Matthew N. Lorber and Lee A. Mulkey2

ABSTRACT

Three nonpoint source runoff models were tested and compared for their abilities to predict the movement of the pesticides toxaphene and atrazine (2-chloro-4-(ethylamino)-6-(isopropylamino)-1,3,5-triazine) from a 15.6-ha watershed in the Mississippi Delta region and a smaller watershed in the Southern Piedmont. The three models are the Agricultural Runoff Management (ARM), Continuous Pesticide Simulation (CPS), and the Chemical, Runoff, and Erosion from Agricultural Management Systems (CREAMS). Published data on runoff, erosion, toxaphene, and atrazine runoff were used to test the models. Testing exercises indicated that all models accurately reproduced field data. For the total period of study, model predictions of total runoff differed from field observations by 15% or less.
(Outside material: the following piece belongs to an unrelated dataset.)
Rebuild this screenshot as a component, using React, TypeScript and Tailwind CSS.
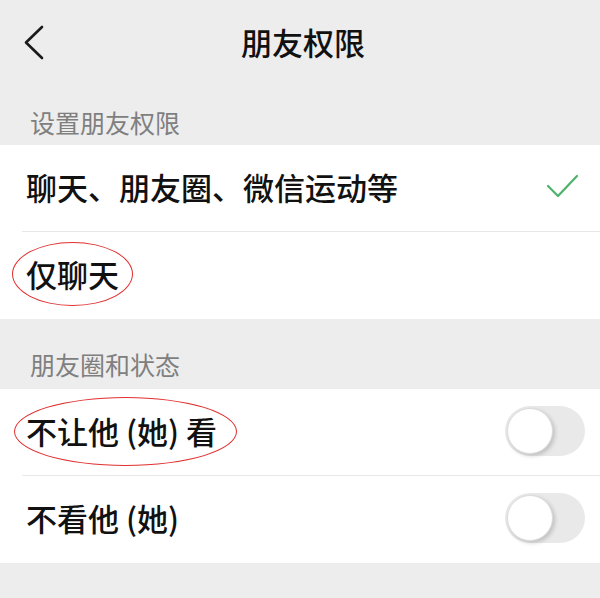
const font = {
  fontFamily: '"Noto Sans CJK SC", "Noto Sans", sans-serif',
};

function Toggle() {
  return (
    <div className="w-[80px] h-[50px] rounded-full bg-[#e9e9e9] p-[2px] flex items-center -mt-[3px]">
      <div className="w-[46px] h-[46px] rounded-full bg-white border border-[#dcdcdc] shadow-[2px_2px_4px_rgba(0,0,0,0.18)]" />
    </div>
  );
}

function Row({
  label,
  right,
  divider,
  circle,
}: {
  label: string;
  right?: React.ReactNode;
  divider?: boolean;
  circle?: string;
}) {
  return (
    <div className="relative h-[87px] flex items-center pl-[26px] pr-[15px]">
      <div className="relative -mt-[3px]">
        <span className="text-[31px] leading-[40px] font-medium text-[#111]">{label}</span>
        {circle && <div className={`absolute border-[1.5px] border-[#e0302f] rounded-[50%] ${circle}`} />}
      </div>
      <div className="ml-auto flex items-center">{right}</div>
      {divider && <div className="absolute bottom-0 left-[22px] right-0 h-px bg-[#e8e8e8]" />}
    </div>
  );
}

export default function App() {
  return (
    <div className="w-[600px] h-[598px] bg-[#ededed] overflow-hidden" style={font}>
      <div className="relative h-[86px] flex items-center justify-center">
        <svg className="absolute left-[22px] top-[24px]" width="26" height="38" viewBox="0 0 26 38">
          <polyline points="20,3 4,18.5 20,34" fill="none" stroke="#1a1a1a" strokeWidth="2.6" strokeLinecap="round" strokeLinejoin="round" />
        </svg>
        <span className="text-[31px] font-medium text-[#111] pl-[6px] -mt-[2px]">朋友权限</span>
      </div>

      <div className="h-[59px] pt-[21px] pl-[30px]">
        <span className="block text-[25px] leading-[30px] text-[#7f7f7f]">设置朋友权限</span>
      </div>

      <div className="bg-white">
        <Row
          label="聊天、朋友圈、微信运动等"
          divider
          right={
            <svg width="36" height="28" viewBox="0 0 36 28" className="mr-[4px] -mt-[3px]">
              <polyline points="3,13 13,23 32,3" fill="none" stroke="#4db36b" strokeWidth="2.2" strokeLinecap="round" strokeLinejoin="round" />
            </svg>
          }
        />
        <Row label="仅聊天" circle="-left-[14px] -right-[14px] -top-[12px] -bottom-[12px]" />
      </div>

      <div className="h-[70px] pt-[30px] pl-[30px]">
        <span className="block text-[25px] leading-[30px] text-[#7f7f7f]">朋友圈和状态</span>
      </div>

      <div className="bg-white">
        <Row label="不让他 (她) 看" divider right={<Toggle />} circle="-left-[12px] -right-[20px] -top-[14px] -bottom-[15px]" />
        <Row label="不看他 (她)" right={<Toggle />} />
      </div>
    </div>
  );
}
For the CPS and ARM models, predictions of total erosion differed from observations by 6%, whereas CREAMS underpredicted erosion by 25%. All models are within 10% of observations in overland toxaphene loss predictions. Five-year simulations indicated that the models can differ in their predictions of peak events. Sensitivity analysis indicated that ARM can predict higher losses of soluble chemicals than CPS or CREAMS, due to an interflow component unique to the ARM model. Similarly, estimation of a sediment enrichment in the CREAMS model resulted in higher toxaphene loss predictions than the other two models.

Key Words: mathematical simulation • runoff • toxaphene fate and transport


NOTES

1 Contribution of the Environmental Research Laboratory, U.S. Environmental Protection Agency, College Station Rd., Athens, GA 30613.

2 Agricultural Engineers, EPA Environmental Research Lab.

Received for publication July 21, 1981.